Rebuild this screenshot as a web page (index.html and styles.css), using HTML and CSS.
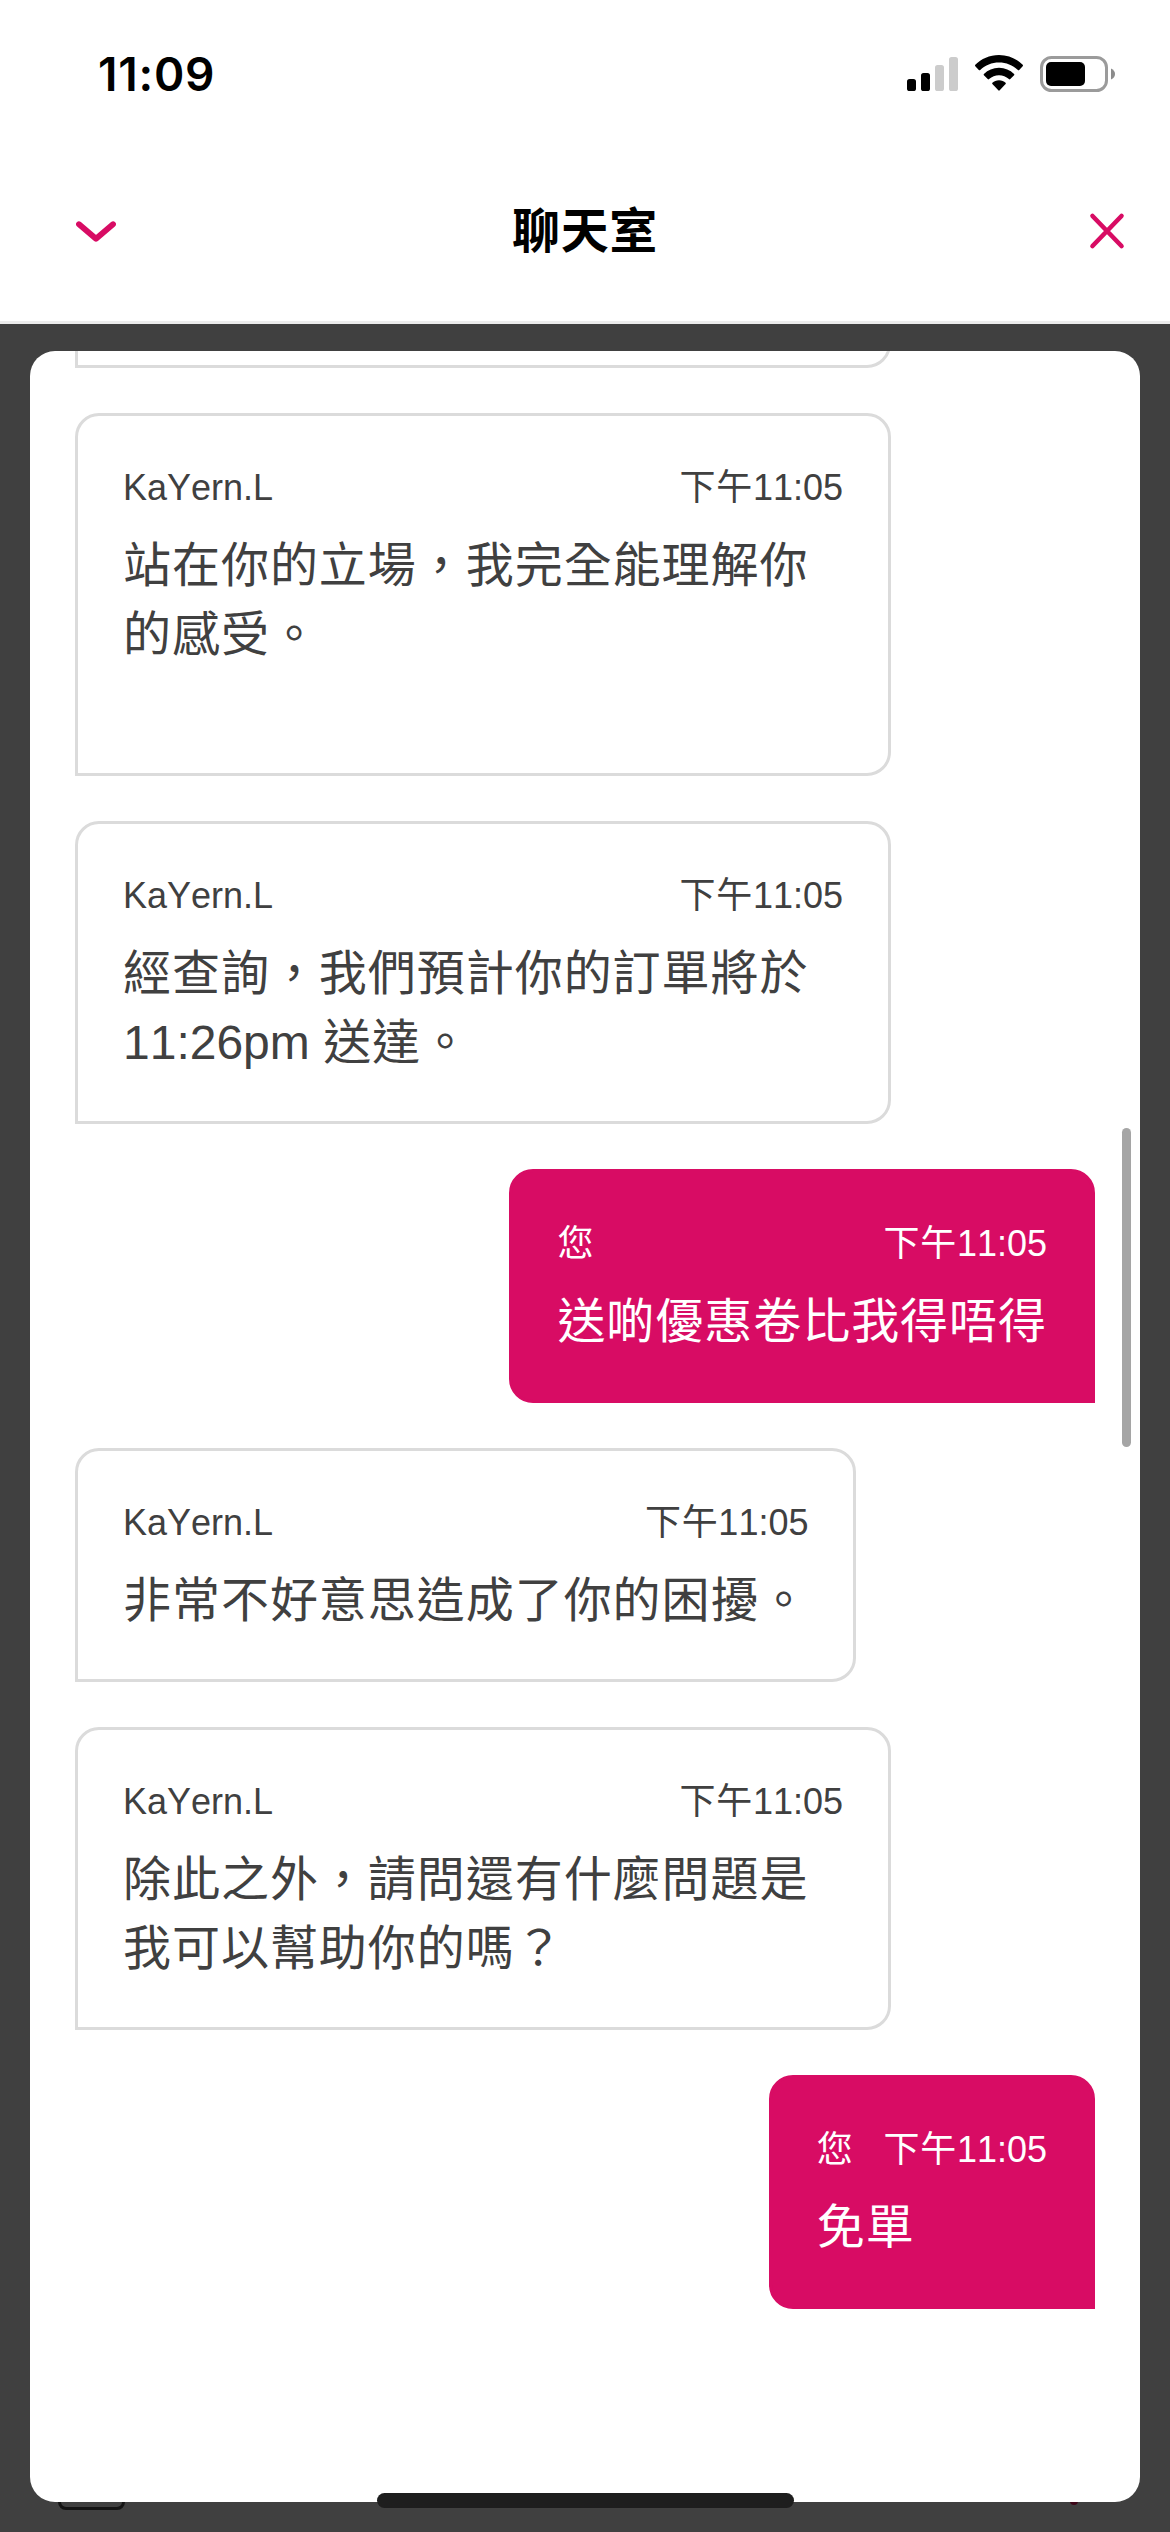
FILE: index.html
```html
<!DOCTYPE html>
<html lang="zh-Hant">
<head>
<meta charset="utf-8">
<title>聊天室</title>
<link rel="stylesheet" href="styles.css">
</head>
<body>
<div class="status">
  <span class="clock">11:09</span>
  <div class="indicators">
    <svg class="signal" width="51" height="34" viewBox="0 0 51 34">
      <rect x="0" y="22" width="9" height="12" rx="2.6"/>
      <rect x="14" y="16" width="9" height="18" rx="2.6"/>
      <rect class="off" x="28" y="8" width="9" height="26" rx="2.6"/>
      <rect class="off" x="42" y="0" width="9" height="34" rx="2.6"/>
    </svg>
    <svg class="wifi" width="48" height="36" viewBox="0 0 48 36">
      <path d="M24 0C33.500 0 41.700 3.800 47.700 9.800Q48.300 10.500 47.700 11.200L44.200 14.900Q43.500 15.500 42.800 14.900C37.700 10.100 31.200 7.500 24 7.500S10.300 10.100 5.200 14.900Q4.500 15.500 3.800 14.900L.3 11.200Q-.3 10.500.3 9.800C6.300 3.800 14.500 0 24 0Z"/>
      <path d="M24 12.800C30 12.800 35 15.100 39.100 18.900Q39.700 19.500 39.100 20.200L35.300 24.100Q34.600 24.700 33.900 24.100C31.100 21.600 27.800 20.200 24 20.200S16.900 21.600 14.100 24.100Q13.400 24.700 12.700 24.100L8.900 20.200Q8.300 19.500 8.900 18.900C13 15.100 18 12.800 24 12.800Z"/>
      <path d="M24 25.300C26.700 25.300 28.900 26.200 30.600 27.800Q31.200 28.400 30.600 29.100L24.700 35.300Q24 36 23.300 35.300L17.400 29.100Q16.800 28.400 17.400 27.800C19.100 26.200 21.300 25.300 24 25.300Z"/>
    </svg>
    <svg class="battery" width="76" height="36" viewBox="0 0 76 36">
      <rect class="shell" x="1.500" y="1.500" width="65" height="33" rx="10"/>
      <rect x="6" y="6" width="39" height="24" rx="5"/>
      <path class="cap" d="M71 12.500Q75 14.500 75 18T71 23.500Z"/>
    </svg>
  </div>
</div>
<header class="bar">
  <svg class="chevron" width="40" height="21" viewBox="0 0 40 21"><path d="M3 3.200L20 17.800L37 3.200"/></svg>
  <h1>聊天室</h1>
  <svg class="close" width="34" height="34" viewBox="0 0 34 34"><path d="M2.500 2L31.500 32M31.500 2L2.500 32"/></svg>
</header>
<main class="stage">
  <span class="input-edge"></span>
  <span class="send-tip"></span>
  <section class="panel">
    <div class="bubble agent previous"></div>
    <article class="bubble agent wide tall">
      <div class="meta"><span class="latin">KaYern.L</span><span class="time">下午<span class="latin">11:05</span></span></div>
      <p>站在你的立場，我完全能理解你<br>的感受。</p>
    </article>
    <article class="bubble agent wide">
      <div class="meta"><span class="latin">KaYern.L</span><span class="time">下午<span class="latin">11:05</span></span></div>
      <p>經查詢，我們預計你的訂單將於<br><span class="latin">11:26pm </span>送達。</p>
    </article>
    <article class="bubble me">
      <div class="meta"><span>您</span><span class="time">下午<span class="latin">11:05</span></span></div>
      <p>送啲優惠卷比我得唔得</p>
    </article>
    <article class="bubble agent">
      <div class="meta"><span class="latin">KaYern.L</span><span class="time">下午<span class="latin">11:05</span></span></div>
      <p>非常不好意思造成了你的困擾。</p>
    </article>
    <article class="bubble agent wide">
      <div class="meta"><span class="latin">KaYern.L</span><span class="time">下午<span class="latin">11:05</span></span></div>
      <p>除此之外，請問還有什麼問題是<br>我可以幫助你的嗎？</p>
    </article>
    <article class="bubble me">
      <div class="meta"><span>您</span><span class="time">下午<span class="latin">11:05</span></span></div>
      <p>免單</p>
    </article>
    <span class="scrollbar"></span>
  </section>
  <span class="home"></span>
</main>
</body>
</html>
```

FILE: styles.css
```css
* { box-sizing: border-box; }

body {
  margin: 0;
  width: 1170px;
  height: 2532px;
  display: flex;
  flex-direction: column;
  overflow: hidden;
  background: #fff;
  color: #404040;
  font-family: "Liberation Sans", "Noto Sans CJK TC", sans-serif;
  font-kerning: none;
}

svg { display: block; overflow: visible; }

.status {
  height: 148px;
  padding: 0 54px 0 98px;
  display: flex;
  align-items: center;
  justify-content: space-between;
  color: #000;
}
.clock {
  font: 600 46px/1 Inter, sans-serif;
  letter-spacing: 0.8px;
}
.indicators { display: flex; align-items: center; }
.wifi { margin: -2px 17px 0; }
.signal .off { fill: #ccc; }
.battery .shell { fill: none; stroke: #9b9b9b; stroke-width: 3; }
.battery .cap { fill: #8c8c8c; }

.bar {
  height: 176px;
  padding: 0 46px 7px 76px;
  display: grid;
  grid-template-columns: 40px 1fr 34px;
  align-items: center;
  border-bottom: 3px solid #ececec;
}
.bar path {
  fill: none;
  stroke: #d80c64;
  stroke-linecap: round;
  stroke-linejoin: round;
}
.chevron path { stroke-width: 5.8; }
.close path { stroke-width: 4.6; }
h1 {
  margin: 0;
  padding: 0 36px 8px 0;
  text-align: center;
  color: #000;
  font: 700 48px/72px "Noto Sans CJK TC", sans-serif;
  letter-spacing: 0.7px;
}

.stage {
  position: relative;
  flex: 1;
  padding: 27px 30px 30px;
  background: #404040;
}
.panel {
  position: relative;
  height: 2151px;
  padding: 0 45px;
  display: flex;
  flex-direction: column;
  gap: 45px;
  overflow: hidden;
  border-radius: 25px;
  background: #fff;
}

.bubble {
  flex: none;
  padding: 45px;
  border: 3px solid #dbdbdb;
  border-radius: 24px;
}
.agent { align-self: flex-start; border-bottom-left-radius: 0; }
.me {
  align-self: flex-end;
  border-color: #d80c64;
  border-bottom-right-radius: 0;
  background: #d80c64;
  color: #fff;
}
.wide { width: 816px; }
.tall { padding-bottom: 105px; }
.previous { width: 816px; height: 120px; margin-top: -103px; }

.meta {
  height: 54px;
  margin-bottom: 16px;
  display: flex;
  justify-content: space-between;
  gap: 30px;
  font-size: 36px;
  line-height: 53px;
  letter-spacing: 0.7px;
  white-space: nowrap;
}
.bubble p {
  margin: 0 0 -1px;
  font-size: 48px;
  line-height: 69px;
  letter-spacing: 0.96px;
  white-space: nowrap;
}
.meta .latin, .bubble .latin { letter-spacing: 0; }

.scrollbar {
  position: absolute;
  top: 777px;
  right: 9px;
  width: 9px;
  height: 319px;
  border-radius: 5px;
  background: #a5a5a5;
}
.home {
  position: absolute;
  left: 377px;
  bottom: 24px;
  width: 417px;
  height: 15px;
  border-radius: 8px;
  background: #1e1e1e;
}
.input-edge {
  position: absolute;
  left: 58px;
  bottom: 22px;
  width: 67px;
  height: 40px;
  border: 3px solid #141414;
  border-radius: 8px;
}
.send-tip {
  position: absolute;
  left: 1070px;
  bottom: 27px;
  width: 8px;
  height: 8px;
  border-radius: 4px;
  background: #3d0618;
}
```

· · · · ·

_SHORT PROBLEM_
Reproduce every line precisely as given, omitting all pictures.

_OUTPUT FOR THIS TASK_
Rebuild this screenshot as a web page (index.html and styles.css), using HTML and CSS.
FILE: index.html
```html
<!DOCTYPE html>
<html lang="zh-Hant">
<head>
<meta charset="utf-8">
<title>聊天室</title>
<link rel="stylesheet" href="styles.css">
</head>
<body>
<div class="status">
  <span class="clock">11:09</span>
  <div class="indicators">
    <svg class="signal" width="51" height="34" viewBox="0 0 51 34">
      <rect x="0" y="22" width="9" height="12" rx="2.6"/>
      <rect x="14" y="16" width="9" height="18" rx="2.6"/>
      <rect class="off" x="28" y="8" width="9" height="26" rx="2.6"/>
      <rect class="off" x="42" y="0" width="9" height="34" rx="2.6"/>
    </svg>
    <svg class="wifi" width="48" height="36" viewBox="0 0 48 36">
      <path d="M24 0C33.500 0 41.700 3.800 47.700 9.800Q48.300 10.500 47.700 11.200L44.200 14.900Q43.500 15.500 42.800 14.900C37.700 10.100 31.200 7.500 24 7.500S10.300 10.100 5.200 14.900Q4.500 15.500 3.800 14.900L.3 11.200Q-.3 10.500.3 9.800C6.300 3.800 14.500 0 24 0Z"/>
      <path d="M24 12.800C30 12.800 35 15.100 39.100 18.900Q39.700 19.500 39.100 20.200L35.300 24.100Q34.600 24.700 33.900 24.100C31.100 21.600 27.800 20.200 24 20.200S16.900 21.600 14.100 24.100Q13.400 24.700 12.700 24.100L8.900 20.200Q8.300 19.500 8.900 18.900C13 15.100 18 12.800 24 12.800Z"/>
      <path d="M24 25.300C26.700 25.300 28.900 26.200 30.600 27.800Q31.200 28.400 30.600 29.100L24.700 35.300Q24 36 23.300 35.300L17.400 29.100Q16.800 28.400 17.400 27.800C19.100 26.200 21.300 25.300 24 25.300Z"/>
    </svg>
    <svg class="battery" width="76" height="36" viewBox="0 0 76 36">
      <rect class="shell" x="1.500" y="1.500" width="65" height="33" rx="10"/>
      <rect x="6" y="6" width="39" height="24" rx="5"/>
      <path class="cap" d="M71 12.500Q75 14.500 75 18T71 23.500Z"/>
    </svg>
  </div>
</div>
<header class="bar">
  <svg class="chevron" width="40" height="21" viewBox="0 0 40 21"><path d="M3 3.200L20 17.800L37 3.200"/></svg>
  <h1>聊天室</h1>
  <svg class="close" width="34" height="34" viewBox="0 0 34 34"><path d="M2.500 2L31.500 32M31.500 2L2.500 32"/></svg>
</header>
<main class="stage">
  <span class="input-edge"></span>
  <span class="send-tip"></span>
  <section class="panel">
    <div class="bubble agent previous"></div>
    <article class="bubble agent wide tall">
      <div class="meta"><span class="latin">KaYern.L</span><span class="time">下午<span class="latin">11:05</span></span></div>
      <p>站在你的立場，我完全能理解你<br>的感受。</p>
    </article>
    <article class="bubble agent wide">
      <div class="meta"><span class="latin">KaYern.L</span><span class="time">下午<span class="latin">11:05</span></span></div>
      <p>經查詢，我們預計你的訂單將於<br><span class="latin">11:26pm </span>送達。</p>
    </article>
    <article class="bubble me">
      <div class="meta"><span>您</span><span class="time">下午<span class="latin">11:05</span></span></div>
      <p>送啲優惠卷比我得唔得</p>
    </article>
    <article class="bubble agent">
      <div class="meta"><span class="latin">KaYern.L</span><span class="time">下午<span class="latin">11:05</span></span></div>
      <p>非常不好意思造成了你的困擾。</p>
    </article>
    <article class="bubble agent wide">
      <div class="meta"><span class="latin">KaYern.L</span><span class="time">下午<span class="latin">11:05</span></span></div>
      <p>除此之外，請問還有什麼問題是<br>我可以幫助你的嗎？</p>
    </article>
    <article class="bubble me">
      <div class="meta"><span>您</span><span class="time">下午<span class="latin">11:05</span></span></div>
      <p>免單</p>
    </article>
    <span class="scrollbar"></span>
  </section>
  <span class="home"></span>
</main>
</body>
</html>
```

FILE: styles.css
```css
* { box-sizing: border-box; }

body {
  margin: 0;
  width: 1170px;
  height: 2532px;
  display: flex;
  flex-direction: column;
  overflow: hidden;
  background: #fff;
  color: #404040;
  font-family: "Liberation Sans", "Noto Sans CJK TC", sans-serif;
  font-kerning: none;
}

svg { display: block; overflow: visible; }

.status {
  height: 148px;
  padding: 0 54px 0 98px;
  display: flex;
  align-items: center;
  justify-content: space-between;
  color: #000;
}
.clock {
  font: 600 46px/1 Inter, sans-serif;
  letter-spacing: 0.8px;
}
.indicators { display: flex; align-items: center; }
.wifi { margin: -2px 17px 0; }
.signal .off { fill: #ccc; }
.battery .shell { fill: none; stroke: #9b9b9b; stroke-width: 3; }
.battery .cap { fill: #8c8c8c; }

.bar {
  height: 176px;
  padding: 0 46px 7px 76px;
  display: grid;
  grid-template-columns: 40px 1fr 34px;
  align-items: center;
  border-bottom: 3px solid #ececec;
}
.bar path {
  fill: none;
  stroke: #d80c64;
  stroke-linecap: round;
  stroke-linejoin: round;
}
.chevron path { stroke-width: 5.8; }
.close path { stroke-width: 4.6; }
h1 {
  margin: 0;
  padding: 0 36px 8px 0;
  text-align: center;
  color: #000;
  font: 700 48px/72px "Noto Sans CJK TC", sans-serif;
  letter-spacing: 0.7px;
}

.stage {
  position: relative;
  flex: 1;
  padding: 27px 30px 30px;
  background: #404040;
}
.panel {
  position: relative;
  height: 2151px;
  padding: 0 45px;
  display: flex;
  flex-direction: column;
  gap: 45px;
  overflow: hidden;
  border-radius: 25px;
  background: #fff;
}

.bubble {
  flex: none;
  padding: 45px;
  border: 3px solid #dbdbdb;
  border-radius: 24px;
}
.agent { align-self: flex-start; border-bottom-left-radius: 0; }
.me {
  align-self: flex-end;
  border-color: #d80c64;
  border-bottom-right-radius: 0;
  background: #d80c64;
  color: #fff;
}
.wide { width: 816px; }
.tall { padding-bottom: 105px; }
.previous { width: 816px; height: 120px; margin-top: -103px; }

.meta {
  height: 54px;
  margin-bottom: 16px;
  display: flex;
  justify-content: space-between;
  gap: 30px;
  font-size: 36px;
  line-height: 53px;
  letter-spacing: 0.7px;
  white-space: nowrap;
}
.bubble p {
  margin: 0 0 -1px;
  font-size: 48px;
  line-height: 69px;
  letter-spacing: 0.96px;
  white-space: nowrap;
}
.meta .latin, .bubble .latin { letter-spacing: 0; }

.scrollbar {
  position: absolute;
  top: 777px;
  right: 9px;
  width: 9px;
  height: 319px;
  border-radius: 5px;
  background: #a5a5a5;
}
.home {
  position: absolute;
  left: 377px;
  bottom: 24px;
  width: 417px;
  height: 15px;
  border-radius: 8px;
  background: #1e1e1e;
}
.input-edge {
  position: absolute;
  left: 58px;
  bottom: 22px;
  width: 67px;
  height: 40px;
  border: 3px solid #141414;
  border-radius: 8px;
}
.send-tip {
  position: absolute;
  left: 1070px;
  bottom: 27px;
  width: 8px;
  height: 8px;
  border-radius: 4px;
  background: #3d0618;
}
```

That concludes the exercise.